### Request
Pull out every line of the listing below where "this" appears.

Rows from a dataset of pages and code
++++++++
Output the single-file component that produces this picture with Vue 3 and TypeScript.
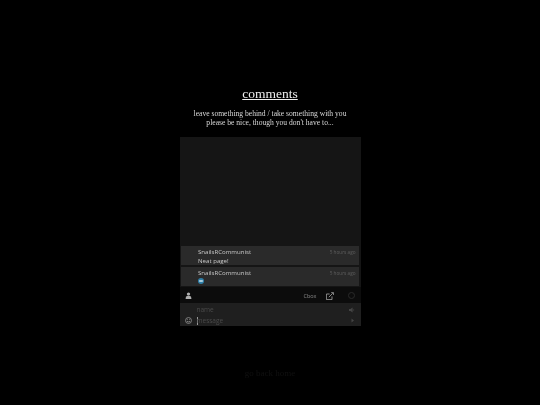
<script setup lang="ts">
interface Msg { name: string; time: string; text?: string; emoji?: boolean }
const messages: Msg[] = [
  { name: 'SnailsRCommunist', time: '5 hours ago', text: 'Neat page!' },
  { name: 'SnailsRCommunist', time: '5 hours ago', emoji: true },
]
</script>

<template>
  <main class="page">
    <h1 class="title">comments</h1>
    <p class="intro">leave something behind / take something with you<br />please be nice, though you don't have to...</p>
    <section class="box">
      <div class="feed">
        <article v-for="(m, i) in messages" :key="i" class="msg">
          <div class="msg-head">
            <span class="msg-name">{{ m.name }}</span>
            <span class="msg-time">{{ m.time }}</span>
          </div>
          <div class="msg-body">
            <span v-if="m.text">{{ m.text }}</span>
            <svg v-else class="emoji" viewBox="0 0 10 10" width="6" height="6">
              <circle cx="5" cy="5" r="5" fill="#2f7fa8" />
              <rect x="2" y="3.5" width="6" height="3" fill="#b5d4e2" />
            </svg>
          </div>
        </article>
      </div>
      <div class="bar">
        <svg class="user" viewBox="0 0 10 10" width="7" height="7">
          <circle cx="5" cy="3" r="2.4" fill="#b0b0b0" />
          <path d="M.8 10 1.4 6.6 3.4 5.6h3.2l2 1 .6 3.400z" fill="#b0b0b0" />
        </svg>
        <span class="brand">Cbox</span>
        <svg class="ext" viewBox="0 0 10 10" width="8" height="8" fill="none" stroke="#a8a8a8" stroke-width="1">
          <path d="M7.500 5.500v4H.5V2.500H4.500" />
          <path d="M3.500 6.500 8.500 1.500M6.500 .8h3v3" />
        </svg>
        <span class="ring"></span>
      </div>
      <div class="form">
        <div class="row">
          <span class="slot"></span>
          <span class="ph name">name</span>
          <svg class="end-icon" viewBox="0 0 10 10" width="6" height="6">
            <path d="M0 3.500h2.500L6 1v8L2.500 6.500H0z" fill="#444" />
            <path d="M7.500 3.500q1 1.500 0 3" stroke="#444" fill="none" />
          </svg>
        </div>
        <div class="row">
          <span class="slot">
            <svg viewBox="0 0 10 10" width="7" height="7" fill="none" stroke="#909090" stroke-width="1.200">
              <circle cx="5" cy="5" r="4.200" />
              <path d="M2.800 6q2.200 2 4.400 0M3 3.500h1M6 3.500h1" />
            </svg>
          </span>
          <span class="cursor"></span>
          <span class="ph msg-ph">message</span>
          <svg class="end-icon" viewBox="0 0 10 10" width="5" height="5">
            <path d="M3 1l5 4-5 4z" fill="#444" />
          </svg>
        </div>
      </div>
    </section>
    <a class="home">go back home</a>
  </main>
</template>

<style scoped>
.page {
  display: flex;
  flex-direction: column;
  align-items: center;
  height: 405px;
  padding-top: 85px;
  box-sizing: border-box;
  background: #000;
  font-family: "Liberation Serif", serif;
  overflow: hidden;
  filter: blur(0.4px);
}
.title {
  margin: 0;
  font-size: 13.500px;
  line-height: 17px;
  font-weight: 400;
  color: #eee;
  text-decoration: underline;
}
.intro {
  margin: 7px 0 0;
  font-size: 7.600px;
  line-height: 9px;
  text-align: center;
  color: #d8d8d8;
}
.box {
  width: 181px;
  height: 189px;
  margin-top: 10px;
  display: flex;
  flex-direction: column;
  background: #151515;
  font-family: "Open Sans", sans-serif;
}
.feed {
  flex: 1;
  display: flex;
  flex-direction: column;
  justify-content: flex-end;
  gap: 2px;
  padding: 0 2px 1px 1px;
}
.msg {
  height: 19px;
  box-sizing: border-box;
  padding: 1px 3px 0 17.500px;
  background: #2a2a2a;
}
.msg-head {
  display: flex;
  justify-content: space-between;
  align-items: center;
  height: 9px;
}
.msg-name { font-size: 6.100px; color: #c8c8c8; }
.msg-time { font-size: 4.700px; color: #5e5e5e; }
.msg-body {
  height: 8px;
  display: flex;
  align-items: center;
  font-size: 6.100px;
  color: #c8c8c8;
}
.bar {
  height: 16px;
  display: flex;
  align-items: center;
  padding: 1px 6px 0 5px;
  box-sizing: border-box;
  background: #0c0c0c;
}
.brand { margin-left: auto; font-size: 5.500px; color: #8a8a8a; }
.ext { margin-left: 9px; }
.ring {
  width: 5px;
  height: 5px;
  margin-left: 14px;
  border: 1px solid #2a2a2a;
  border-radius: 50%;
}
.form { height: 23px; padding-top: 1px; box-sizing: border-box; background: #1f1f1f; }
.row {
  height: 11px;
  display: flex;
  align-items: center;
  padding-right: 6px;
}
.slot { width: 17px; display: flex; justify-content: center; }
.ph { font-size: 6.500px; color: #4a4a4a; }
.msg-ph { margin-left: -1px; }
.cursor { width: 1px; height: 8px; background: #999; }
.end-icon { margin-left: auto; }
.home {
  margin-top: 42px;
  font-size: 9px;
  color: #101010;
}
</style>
++++++++
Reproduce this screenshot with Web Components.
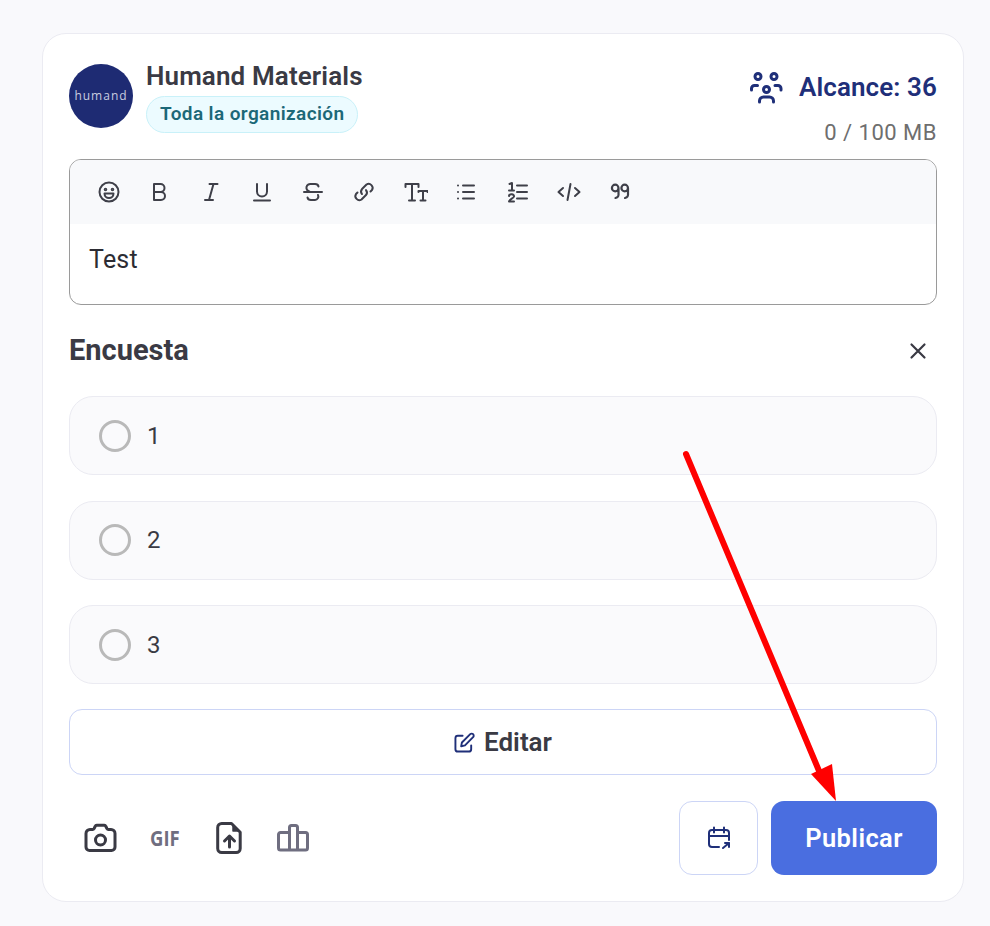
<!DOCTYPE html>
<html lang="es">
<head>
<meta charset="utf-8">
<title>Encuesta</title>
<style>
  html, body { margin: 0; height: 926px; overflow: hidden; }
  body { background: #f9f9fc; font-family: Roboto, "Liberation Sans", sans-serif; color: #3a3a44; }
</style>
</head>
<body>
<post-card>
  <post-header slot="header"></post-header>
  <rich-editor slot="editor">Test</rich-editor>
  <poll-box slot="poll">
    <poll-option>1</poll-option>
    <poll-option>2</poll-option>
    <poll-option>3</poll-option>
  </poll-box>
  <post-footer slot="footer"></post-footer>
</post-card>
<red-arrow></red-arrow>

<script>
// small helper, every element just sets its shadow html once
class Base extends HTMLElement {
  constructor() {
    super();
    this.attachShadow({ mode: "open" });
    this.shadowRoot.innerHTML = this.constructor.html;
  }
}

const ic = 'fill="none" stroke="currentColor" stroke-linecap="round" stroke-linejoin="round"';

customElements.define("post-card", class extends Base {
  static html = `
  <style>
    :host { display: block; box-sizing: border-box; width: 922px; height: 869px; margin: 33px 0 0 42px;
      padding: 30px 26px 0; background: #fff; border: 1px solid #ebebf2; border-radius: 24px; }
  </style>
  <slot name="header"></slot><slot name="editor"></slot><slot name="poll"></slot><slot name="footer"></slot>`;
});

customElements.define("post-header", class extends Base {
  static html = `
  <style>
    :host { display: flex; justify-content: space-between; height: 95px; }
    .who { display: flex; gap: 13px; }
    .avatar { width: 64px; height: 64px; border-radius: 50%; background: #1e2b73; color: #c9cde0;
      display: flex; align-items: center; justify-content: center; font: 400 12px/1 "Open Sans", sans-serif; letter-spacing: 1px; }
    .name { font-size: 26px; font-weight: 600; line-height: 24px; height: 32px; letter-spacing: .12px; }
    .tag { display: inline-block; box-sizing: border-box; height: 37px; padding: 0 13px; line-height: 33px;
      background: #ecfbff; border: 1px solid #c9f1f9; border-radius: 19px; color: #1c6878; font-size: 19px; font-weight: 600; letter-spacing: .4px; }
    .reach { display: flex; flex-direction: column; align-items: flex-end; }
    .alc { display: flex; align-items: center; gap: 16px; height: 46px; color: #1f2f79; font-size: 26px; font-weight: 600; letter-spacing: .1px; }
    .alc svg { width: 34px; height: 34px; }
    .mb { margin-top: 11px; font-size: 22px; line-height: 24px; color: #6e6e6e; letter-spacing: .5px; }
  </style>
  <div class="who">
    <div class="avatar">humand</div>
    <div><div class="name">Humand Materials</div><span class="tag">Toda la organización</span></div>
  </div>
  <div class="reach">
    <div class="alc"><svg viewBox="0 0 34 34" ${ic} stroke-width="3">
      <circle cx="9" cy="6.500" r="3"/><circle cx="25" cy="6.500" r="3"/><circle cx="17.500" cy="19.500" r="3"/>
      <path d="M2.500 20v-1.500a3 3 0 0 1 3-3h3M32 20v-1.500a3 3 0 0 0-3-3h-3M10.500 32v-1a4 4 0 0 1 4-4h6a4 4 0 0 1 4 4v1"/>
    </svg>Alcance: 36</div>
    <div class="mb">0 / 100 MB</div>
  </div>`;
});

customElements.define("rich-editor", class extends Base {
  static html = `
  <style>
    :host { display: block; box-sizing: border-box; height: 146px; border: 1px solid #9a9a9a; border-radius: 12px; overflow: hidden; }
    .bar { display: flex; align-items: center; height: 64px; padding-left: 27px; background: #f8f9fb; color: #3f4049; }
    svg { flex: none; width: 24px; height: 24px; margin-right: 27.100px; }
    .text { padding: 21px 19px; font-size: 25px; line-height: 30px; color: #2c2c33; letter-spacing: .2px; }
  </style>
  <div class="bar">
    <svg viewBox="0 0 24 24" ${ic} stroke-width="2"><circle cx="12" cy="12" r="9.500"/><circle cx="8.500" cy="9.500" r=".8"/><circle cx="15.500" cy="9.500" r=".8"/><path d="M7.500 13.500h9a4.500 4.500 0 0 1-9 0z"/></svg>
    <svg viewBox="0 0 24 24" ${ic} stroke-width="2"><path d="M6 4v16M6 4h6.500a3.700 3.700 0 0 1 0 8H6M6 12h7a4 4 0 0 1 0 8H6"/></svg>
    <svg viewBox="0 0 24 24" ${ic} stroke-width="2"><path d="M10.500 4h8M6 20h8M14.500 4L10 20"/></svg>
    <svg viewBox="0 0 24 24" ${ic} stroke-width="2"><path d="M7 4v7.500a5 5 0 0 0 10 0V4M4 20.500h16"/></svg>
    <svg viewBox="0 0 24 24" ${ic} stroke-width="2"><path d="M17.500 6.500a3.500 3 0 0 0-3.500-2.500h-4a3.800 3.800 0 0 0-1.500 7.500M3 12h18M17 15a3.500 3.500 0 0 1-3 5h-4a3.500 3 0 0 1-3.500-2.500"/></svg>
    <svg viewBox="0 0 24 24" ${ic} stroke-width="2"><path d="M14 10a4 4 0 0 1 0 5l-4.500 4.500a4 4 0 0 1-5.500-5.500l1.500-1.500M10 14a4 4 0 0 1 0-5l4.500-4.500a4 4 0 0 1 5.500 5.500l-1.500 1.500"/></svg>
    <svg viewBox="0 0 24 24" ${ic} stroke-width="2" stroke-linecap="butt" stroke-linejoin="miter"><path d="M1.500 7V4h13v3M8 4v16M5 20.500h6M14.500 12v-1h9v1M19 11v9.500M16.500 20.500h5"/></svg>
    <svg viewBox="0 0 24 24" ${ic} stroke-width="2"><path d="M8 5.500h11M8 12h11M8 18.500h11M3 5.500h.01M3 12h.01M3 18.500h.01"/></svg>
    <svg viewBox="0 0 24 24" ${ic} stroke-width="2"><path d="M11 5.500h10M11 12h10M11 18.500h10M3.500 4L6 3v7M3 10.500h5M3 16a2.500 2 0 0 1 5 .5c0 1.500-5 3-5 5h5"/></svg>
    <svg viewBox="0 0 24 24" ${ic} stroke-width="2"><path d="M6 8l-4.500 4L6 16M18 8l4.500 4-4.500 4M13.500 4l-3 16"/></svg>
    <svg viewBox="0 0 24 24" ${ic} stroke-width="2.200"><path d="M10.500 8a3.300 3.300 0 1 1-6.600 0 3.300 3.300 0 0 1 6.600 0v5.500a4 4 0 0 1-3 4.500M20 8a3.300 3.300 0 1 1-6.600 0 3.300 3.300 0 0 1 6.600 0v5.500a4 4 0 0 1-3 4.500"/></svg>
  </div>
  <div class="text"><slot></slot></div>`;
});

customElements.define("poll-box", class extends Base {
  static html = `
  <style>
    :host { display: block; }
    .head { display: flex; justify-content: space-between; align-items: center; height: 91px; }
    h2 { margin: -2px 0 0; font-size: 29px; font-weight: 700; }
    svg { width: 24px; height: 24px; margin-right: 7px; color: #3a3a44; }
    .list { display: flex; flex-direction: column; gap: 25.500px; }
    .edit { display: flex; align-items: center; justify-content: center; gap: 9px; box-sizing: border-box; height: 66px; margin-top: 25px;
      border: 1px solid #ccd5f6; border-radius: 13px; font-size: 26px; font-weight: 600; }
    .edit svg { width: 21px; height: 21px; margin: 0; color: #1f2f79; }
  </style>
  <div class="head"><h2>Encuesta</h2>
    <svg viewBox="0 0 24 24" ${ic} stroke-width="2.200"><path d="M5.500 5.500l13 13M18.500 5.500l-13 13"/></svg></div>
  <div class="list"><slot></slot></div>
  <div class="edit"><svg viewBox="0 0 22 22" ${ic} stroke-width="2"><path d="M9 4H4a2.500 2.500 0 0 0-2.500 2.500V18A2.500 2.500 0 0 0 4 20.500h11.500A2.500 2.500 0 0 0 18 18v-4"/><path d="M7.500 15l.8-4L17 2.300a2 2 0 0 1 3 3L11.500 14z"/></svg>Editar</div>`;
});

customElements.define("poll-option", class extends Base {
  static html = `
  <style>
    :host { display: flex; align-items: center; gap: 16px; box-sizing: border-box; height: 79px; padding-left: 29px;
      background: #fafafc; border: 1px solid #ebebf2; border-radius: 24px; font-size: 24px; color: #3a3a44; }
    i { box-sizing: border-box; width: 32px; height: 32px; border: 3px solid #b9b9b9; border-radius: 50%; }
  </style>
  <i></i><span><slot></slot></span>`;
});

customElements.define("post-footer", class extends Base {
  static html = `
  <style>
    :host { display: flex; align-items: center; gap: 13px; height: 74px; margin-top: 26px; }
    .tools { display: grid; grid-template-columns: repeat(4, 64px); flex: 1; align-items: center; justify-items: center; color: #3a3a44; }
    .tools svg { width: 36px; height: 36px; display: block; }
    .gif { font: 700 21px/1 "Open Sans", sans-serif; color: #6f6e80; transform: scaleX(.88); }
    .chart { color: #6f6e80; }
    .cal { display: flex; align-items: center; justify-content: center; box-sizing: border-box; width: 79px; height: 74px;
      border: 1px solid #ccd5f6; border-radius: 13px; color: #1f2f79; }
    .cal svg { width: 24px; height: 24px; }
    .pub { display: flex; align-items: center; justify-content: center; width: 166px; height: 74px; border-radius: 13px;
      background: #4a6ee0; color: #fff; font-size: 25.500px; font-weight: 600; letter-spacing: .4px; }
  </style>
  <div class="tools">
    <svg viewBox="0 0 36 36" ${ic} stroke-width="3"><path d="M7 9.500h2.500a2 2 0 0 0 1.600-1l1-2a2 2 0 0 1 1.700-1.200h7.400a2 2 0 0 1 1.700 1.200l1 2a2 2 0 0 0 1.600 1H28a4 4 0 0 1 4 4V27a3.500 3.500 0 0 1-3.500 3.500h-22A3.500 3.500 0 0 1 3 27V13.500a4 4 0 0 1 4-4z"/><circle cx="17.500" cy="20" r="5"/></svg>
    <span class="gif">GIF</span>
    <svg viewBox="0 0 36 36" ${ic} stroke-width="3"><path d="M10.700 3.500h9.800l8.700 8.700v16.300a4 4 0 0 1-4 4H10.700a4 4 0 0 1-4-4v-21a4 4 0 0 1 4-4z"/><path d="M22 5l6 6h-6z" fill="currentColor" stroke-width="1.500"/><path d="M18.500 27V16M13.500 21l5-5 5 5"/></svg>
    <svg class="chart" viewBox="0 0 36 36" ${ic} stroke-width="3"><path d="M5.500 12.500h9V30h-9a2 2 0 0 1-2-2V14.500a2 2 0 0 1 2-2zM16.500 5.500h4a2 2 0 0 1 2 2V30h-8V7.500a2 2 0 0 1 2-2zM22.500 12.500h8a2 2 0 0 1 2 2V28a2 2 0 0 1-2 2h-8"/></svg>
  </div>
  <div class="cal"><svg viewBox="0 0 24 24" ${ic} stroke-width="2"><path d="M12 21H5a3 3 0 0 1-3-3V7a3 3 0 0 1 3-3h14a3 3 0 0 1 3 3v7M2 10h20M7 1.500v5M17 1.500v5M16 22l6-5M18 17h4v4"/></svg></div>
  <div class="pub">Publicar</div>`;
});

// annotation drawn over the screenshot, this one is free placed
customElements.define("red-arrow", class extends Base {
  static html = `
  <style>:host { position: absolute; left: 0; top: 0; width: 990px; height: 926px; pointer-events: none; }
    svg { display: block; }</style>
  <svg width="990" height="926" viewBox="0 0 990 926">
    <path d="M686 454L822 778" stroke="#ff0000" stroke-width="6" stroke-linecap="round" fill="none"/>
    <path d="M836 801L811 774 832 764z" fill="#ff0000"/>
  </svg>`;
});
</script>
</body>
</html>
++++++++
### Output
Output the single-file component that produces this picture with Vue 3 and TypeScript.
Reproduce this screenshot with Web Components.
    this.attachShadow({ mode: "open" });
    this.shadowRoot.innerHTML = this.constructor.html;
// annotation drawn over the screenshot, this one is free placed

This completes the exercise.